**EXTRACTED INFORMATION:**

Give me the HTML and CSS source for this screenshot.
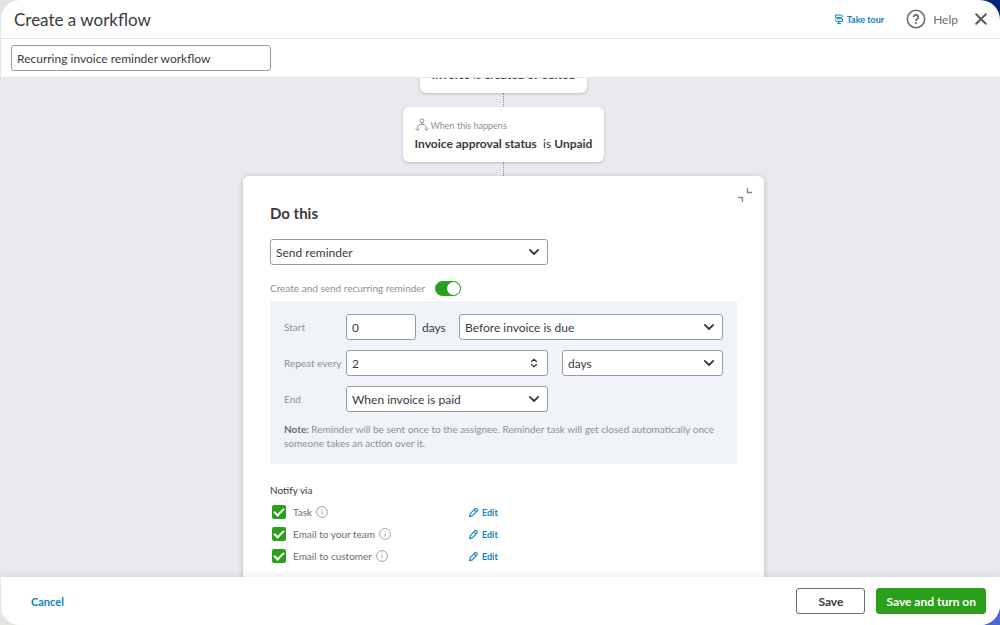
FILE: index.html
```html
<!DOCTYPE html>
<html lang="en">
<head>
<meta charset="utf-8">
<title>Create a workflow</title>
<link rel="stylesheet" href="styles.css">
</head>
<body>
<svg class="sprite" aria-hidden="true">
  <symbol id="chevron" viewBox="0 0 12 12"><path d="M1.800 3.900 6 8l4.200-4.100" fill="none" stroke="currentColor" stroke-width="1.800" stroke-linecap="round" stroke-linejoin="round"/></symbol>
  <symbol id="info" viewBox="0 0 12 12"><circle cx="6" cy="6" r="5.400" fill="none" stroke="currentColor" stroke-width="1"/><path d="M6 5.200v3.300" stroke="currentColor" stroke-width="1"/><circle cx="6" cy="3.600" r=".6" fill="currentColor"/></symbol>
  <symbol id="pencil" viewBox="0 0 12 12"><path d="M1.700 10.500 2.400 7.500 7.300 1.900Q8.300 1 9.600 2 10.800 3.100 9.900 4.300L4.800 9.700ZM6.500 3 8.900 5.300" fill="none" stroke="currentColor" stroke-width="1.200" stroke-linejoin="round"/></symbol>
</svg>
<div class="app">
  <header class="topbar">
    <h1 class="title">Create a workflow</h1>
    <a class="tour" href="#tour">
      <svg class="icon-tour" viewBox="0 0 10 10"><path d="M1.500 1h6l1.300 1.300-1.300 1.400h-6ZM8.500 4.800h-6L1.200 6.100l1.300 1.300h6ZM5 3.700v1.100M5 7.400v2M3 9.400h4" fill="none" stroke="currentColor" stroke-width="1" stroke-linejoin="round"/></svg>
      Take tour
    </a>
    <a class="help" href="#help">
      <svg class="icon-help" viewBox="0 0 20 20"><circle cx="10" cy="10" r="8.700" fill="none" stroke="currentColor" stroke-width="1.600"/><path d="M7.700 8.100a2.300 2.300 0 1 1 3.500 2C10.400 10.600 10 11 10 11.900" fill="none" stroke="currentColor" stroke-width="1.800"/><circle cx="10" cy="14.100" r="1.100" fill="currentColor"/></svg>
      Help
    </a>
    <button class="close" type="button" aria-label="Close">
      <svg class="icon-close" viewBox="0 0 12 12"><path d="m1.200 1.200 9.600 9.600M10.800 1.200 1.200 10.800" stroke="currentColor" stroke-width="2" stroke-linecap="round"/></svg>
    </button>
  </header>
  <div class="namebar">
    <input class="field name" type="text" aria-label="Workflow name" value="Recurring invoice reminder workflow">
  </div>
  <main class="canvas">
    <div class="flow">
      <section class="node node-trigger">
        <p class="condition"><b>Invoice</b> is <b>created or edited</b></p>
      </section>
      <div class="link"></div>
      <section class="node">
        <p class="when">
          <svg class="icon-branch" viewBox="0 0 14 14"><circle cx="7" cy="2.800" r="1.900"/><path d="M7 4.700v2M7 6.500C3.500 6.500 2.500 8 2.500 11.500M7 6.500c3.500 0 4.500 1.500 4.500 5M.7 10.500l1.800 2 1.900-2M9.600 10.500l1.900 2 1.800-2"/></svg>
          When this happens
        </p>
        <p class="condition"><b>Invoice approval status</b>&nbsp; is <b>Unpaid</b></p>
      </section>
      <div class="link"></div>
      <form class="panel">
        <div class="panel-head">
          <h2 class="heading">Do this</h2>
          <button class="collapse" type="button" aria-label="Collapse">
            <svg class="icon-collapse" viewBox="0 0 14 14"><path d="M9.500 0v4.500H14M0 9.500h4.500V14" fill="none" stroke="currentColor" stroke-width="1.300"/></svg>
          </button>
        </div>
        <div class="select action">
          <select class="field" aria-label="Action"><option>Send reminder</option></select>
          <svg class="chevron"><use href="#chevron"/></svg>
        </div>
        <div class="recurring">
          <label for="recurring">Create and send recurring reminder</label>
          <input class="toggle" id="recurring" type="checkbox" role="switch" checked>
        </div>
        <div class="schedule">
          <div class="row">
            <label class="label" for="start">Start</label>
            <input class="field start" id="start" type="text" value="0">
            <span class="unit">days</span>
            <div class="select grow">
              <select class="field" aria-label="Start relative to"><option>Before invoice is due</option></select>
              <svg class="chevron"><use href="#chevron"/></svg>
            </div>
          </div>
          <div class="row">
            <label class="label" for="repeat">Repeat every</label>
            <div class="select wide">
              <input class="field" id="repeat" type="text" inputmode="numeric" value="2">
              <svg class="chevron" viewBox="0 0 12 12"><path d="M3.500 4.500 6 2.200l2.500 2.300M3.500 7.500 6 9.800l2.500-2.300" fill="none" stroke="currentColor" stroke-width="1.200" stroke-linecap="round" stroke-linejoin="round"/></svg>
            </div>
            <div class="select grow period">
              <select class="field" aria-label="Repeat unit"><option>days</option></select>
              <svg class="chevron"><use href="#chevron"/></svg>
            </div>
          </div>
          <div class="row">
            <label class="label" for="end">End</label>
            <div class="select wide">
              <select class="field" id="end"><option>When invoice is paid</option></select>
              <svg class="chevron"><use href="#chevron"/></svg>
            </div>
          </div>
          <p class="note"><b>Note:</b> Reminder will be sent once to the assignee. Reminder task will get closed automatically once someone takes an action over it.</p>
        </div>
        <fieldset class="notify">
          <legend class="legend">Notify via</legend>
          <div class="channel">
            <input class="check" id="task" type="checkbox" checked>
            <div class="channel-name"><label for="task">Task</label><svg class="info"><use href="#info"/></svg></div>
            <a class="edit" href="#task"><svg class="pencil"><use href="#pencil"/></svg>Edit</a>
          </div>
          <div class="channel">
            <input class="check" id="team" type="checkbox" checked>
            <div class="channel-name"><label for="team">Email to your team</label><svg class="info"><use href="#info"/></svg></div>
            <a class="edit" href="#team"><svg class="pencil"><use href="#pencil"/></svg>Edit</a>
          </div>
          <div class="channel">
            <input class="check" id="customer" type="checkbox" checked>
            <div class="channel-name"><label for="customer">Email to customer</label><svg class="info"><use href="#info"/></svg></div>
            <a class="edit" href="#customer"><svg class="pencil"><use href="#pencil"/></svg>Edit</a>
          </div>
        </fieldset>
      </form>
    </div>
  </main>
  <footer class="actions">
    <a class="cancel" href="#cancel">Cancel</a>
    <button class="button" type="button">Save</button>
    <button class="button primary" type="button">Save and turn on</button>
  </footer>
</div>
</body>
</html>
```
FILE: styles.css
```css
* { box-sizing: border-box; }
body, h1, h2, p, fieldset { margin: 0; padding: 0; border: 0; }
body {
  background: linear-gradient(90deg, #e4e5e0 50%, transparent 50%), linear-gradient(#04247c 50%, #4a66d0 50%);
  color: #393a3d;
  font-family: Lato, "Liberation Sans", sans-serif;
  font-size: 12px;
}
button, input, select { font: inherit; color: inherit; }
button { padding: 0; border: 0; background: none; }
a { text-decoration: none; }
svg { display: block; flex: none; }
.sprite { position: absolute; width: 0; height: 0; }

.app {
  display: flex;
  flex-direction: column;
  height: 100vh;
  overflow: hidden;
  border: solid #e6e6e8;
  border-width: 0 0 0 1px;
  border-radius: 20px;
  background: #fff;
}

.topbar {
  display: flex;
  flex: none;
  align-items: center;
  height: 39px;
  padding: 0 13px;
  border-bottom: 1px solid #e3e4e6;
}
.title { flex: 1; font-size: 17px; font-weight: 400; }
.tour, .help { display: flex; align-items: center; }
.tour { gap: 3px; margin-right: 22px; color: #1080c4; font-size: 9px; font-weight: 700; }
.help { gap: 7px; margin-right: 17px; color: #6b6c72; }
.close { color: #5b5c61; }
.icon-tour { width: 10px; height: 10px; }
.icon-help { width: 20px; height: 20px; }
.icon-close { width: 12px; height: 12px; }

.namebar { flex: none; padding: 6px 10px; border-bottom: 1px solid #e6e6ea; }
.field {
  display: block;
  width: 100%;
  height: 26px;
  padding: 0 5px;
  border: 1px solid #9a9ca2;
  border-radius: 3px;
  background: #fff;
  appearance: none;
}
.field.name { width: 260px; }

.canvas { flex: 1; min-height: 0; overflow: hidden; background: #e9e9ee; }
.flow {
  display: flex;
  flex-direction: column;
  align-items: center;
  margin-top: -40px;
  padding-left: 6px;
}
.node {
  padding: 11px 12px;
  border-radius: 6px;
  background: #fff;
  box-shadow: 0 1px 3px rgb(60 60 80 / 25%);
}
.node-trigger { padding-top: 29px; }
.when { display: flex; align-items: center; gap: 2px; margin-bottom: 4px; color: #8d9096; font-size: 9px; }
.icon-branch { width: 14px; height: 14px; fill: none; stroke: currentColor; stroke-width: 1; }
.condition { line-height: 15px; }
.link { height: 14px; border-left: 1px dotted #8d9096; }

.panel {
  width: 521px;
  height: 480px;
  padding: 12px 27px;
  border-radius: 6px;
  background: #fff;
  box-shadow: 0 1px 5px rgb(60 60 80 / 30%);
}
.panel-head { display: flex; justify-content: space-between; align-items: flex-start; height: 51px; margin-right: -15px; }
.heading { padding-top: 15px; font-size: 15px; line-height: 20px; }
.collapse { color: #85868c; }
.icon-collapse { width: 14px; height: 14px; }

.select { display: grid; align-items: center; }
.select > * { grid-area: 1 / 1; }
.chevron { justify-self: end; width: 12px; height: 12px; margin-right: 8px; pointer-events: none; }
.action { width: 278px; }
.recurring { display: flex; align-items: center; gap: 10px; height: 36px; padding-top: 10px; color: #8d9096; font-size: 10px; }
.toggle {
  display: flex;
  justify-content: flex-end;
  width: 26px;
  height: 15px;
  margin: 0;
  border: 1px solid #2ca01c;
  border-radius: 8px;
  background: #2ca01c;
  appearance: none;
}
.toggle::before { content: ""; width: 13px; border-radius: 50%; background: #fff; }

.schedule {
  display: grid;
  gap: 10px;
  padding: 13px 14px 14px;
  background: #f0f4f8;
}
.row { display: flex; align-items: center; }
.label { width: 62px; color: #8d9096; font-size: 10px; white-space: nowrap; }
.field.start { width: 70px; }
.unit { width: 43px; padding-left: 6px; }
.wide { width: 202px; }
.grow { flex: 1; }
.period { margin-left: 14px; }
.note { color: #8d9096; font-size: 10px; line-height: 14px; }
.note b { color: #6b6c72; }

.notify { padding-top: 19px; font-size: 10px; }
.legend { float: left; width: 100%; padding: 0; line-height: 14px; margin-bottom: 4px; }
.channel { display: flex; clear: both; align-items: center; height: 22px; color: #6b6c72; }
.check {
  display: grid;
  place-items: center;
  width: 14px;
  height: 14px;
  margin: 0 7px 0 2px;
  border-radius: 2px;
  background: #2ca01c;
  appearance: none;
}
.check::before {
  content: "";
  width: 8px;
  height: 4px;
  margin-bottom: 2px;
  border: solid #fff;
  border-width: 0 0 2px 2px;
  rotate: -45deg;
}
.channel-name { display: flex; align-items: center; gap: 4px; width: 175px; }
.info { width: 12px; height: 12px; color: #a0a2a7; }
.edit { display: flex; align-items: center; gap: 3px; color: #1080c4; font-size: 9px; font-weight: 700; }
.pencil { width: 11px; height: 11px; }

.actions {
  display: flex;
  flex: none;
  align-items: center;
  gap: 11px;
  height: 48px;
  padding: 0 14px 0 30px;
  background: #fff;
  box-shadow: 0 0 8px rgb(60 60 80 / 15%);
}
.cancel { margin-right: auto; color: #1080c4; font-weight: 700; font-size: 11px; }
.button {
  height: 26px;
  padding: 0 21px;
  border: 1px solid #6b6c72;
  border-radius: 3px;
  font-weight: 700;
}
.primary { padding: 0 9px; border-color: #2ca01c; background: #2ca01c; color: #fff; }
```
==
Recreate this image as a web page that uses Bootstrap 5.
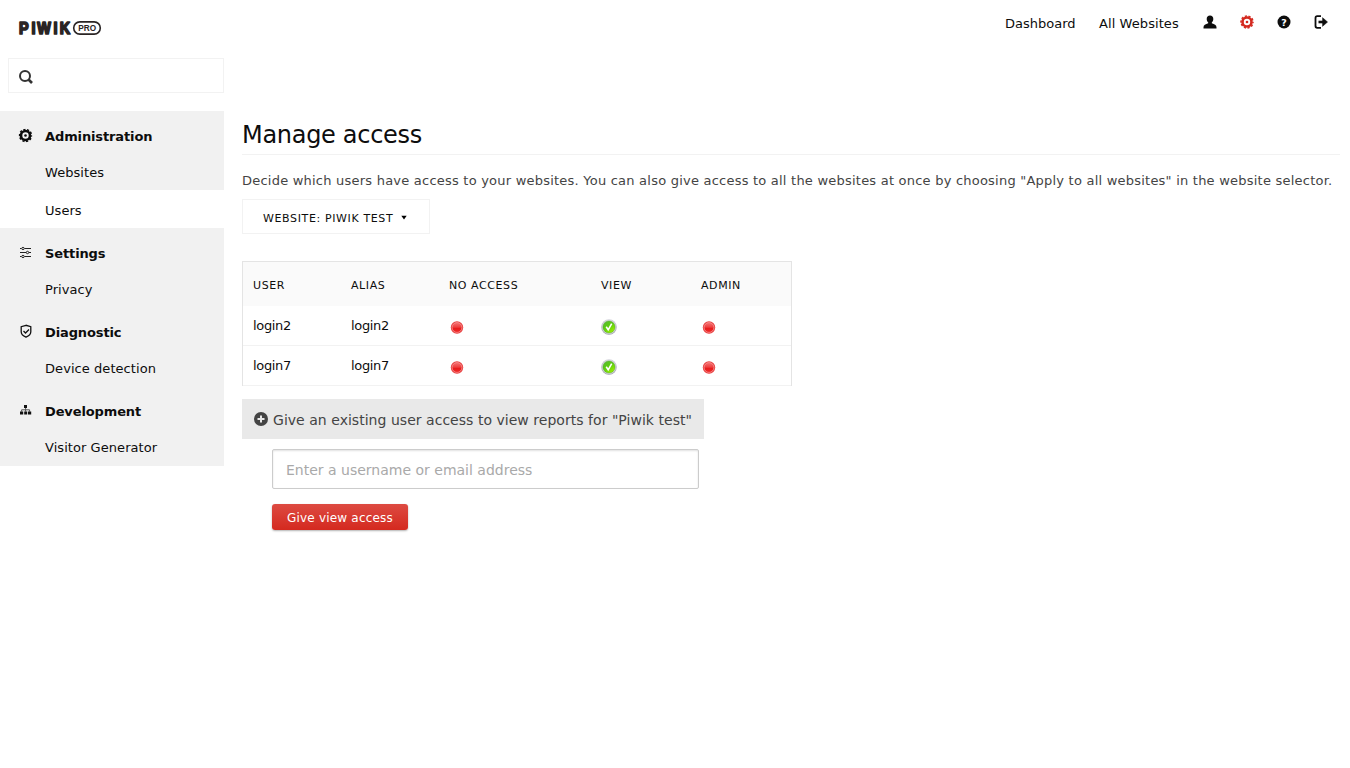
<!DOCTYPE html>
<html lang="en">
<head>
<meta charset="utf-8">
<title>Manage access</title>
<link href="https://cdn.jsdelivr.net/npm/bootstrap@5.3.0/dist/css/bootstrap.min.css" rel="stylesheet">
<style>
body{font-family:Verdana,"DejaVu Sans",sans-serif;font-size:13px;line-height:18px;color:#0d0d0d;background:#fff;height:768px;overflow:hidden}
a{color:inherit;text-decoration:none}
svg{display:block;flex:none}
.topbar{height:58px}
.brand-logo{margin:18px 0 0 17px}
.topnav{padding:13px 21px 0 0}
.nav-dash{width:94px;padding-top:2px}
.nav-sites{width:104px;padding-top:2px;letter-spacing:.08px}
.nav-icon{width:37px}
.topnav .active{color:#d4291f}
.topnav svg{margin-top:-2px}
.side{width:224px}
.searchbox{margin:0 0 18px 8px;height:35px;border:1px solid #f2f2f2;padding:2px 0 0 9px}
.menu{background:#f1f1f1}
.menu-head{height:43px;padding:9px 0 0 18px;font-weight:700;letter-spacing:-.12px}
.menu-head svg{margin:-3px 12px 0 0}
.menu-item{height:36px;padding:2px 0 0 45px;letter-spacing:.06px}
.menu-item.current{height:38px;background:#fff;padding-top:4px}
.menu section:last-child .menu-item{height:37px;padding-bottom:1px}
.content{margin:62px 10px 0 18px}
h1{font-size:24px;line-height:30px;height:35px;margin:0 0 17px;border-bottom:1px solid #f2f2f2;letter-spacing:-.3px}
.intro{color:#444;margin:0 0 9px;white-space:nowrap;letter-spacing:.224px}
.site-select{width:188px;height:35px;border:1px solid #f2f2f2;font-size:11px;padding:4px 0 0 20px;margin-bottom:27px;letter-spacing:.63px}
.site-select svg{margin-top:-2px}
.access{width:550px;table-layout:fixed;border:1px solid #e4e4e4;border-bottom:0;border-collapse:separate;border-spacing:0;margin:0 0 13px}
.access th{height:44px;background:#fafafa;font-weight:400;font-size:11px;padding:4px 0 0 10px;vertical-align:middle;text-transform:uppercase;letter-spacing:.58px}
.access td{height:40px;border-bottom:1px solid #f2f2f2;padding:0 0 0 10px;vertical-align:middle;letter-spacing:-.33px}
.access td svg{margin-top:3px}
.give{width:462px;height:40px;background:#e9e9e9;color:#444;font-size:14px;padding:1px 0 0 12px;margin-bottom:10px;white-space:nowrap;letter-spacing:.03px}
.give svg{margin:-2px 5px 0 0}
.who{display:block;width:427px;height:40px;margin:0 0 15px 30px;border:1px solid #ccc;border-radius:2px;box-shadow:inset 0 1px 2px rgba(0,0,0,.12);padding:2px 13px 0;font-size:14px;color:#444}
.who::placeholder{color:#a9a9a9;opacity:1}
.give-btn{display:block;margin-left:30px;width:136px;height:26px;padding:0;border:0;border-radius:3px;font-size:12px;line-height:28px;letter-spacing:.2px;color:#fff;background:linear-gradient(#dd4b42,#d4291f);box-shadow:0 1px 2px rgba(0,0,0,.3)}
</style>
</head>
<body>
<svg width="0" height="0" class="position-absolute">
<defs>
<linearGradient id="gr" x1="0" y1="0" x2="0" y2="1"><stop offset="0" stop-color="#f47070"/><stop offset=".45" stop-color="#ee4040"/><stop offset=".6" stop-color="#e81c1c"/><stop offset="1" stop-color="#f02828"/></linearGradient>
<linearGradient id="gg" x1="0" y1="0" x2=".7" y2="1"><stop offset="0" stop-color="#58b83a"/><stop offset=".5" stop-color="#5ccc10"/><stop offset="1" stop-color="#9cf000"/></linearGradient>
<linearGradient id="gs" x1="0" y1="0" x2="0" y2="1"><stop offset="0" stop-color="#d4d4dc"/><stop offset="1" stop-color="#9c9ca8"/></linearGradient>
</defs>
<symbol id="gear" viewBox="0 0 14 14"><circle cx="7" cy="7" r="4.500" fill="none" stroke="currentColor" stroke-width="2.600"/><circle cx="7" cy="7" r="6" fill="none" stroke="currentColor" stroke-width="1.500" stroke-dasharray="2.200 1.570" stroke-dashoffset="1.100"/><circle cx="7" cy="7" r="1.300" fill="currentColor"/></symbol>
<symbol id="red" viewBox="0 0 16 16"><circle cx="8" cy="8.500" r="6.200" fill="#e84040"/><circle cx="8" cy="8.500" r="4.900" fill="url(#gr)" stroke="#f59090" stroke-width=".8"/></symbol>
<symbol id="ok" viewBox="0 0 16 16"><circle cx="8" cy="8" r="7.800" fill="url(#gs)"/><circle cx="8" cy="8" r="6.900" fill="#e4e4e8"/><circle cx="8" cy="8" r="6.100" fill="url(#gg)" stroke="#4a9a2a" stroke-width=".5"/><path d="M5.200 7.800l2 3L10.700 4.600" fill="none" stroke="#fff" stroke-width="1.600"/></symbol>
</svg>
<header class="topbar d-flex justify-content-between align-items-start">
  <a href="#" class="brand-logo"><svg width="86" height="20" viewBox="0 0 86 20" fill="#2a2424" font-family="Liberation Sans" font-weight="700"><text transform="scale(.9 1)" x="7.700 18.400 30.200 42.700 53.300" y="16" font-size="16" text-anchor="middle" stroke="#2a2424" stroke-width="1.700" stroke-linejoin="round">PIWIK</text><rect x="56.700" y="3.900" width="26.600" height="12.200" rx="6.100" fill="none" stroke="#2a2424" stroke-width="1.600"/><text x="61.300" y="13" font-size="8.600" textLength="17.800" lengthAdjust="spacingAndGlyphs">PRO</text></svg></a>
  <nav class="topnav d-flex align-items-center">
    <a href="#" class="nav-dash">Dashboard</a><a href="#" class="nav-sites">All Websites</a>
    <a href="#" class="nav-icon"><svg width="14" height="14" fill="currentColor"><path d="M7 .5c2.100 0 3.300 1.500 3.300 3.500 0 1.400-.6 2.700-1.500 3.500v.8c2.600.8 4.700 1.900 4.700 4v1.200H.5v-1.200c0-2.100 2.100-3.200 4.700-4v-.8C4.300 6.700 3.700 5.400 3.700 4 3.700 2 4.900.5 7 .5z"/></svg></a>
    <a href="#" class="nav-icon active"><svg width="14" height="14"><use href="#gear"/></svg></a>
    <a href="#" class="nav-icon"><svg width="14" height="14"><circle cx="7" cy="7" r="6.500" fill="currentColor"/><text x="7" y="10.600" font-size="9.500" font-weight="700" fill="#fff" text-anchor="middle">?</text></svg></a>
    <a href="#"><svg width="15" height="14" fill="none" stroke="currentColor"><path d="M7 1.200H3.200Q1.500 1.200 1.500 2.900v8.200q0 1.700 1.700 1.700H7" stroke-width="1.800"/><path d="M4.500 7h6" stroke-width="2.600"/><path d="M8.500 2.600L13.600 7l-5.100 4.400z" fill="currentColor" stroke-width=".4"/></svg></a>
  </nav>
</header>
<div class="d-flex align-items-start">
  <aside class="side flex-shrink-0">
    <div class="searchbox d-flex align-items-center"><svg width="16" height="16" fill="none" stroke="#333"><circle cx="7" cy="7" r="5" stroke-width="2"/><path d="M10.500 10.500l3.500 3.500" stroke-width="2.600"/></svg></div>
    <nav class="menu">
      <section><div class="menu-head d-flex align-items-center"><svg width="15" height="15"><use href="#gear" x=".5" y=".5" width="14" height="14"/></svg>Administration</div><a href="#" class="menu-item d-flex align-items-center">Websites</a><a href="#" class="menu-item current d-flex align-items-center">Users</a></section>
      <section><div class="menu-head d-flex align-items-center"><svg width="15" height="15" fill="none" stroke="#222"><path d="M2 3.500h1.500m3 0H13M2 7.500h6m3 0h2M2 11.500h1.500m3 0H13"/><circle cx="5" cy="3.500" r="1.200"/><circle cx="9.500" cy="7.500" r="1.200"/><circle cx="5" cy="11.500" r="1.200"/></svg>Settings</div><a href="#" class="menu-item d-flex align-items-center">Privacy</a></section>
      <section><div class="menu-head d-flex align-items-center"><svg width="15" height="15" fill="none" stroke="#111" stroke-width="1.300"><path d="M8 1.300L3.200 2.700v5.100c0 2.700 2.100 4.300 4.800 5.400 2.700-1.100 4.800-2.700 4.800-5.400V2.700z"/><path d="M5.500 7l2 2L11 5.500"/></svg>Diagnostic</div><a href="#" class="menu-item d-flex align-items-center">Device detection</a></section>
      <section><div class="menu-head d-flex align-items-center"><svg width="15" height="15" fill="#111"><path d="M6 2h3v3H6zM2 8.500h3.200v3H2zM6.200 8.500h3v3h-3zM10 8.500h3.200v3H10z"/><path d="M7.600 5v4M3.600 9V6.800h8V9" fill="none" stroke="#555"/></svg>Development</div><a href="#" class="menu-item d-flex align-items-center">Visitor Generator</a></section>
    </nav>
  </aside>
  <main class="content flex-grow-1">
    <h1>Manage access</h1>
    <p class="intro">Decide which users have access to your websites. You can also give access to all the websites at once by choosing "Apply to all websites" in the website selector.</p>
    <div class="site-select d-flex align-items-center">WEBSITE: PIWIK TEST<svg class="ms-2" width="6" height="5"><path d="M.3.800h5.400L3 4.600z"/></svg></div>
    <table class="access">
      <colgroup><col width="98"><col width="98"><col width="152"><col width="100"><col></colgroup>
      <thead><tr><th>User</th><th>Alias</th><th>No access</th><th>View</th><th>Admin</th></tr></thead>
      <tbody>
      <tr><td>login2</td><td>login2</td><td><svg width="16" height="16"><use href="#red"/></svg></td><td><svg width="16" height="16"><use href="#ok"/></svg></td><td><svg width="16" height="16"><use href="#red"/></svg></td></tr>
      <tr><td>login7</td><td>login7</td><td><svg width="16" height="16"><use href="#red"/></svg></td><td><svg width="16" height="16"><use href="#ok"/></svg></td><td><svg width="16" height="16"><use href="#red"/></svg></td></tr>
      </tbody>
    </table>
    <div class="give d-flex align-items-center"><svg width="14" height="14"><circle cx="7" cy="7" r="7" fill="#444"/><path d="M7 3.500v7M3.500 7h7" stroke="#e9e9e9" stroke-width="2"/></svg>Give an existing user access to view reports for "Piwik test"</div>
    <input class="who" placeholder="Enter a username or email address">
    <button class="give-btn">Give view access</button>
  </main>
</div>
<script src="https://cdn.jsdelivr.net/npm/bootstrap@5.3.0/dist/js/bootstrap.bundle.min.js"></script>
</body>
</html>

**WRITTEN EXERCISE:** Above are the entries; count how many of their lines contain the word "this" and give only that number.

**ANSWER TO THE TASK:** 4